Author : Chetan Omprakash Khandelwal

The problem with parameter estimation based algorithm is that it becomes more complicated because direct access to the data that is necessary to estimate the parameters in not possible Or in some cases some data points are missing. This type of problem arises when outcomes are group together for the example in binning or histogram operation. There can be data dropout or clustering in such a way that number of underlying data points are unknown. Then for such type of problem EM (Expectation Maximization) algorithm is best approach that it produces maximum-likelihood (ML) estimates of parameters when there is a many-to-one mapping from an underlying distribution to the distribution governing the observation. The EM algorithm consists of two major steps: an expectation step, followed by a maximization step. That we will discuss below.

**Contents :–**

Existing techniques for clustering.

Limitation of K-means Algorithm.

Introduction to Gaussian mixture model.

Maximum likelihood Estimation for Gaussian mixture model and it’s Limitation.

Expectation Maximization Algorithm.

Detailed Explanation of the Algorithm.

**Existing Techniques for Clustering:-**

There are Different methods available for Clustering like-

**1) K -Means Clustering-**

**Figure-1**

**2) Gaussian Mixture Models-**

**Figure-2**

**Limitation of K-Means Algorithm:-**

One of the major drawback coming from k-means algorithm is that is does the hard assignment and not soft assignment means each point in k-means contributes to particular centroid. In short we can say that fractional clustering in k-means algorithm is not possible. If in case we don’t know the source of the data points we can’t use k-means algorithm over there. So we need some algorithm that can give it’s little mass to every centroid but it give more mass to centroid it is more associated with.

**Introduction to Gaussian mixture model:-**

Mixture model is a probabilistic model for representing the presence of subpopulations within an overall population.
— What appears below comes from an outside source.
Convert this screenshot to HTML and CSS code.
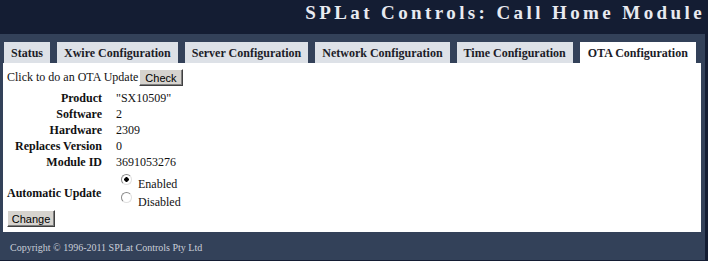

It represents the probability distribution of observation in overall population. GMM or Gaussian mixture model is a mixture model that uses combination probability distribution and also requires the estimation of mean and standard deviation parameters. In simple words the clusters in GMM comes from different Gaussian distribution or we can say mixture of several Gaussian distribution. It is joined probability distribution. The most commonly used technique for Gaussian mixture model is maximum likelihood algorithm.

**Figure-3**

**Maximum Likelihood Estimation:-**

This is the most common technique used for Gaussian mixture model. Maximum likelihood estimation is a method that determines values for the parameters of a model. The parameter values are found such that they maximize the likelihood that the process described by the model produced the data that were actually observed.

For Better understanding let’s take a example-

Suppose we have 10 data points for certain process and those 10 points are given as shown below.

**Figure-4**

The first important part is we first have to decide which model we think best describes the process of generating the data. We should have good idea which model to use. For these data we’ll assume that the data generation process can be adequately described by a Gaussian (normal) distribution. We have made this decision by visual inspection by looking at points as most of them are clustered around the Centre.

The mean, μ, and the standard deviation, σ. Different values of these parameters result in different curves (just like with the straight lines above). We want to know which curve was most likely responsible for creating the data points that we want (See figure below). Maximum likelihood estimation is a method that will find the values of μ and σ that result in the curve that best fits the data.

**Figure-5**

**Limitations of Maximum likelihood Estimation:-**

Maximum likelihood estimation can find the “best fit” model for a set of data, it doesn’t work particularly well for incomplete data sets.

MLE accumulates all of the data first and then uses that data to construct the most likely model. Unlike Expectation Maximization Algorithm that takes a guess at the parameters first—accounting for the missing data.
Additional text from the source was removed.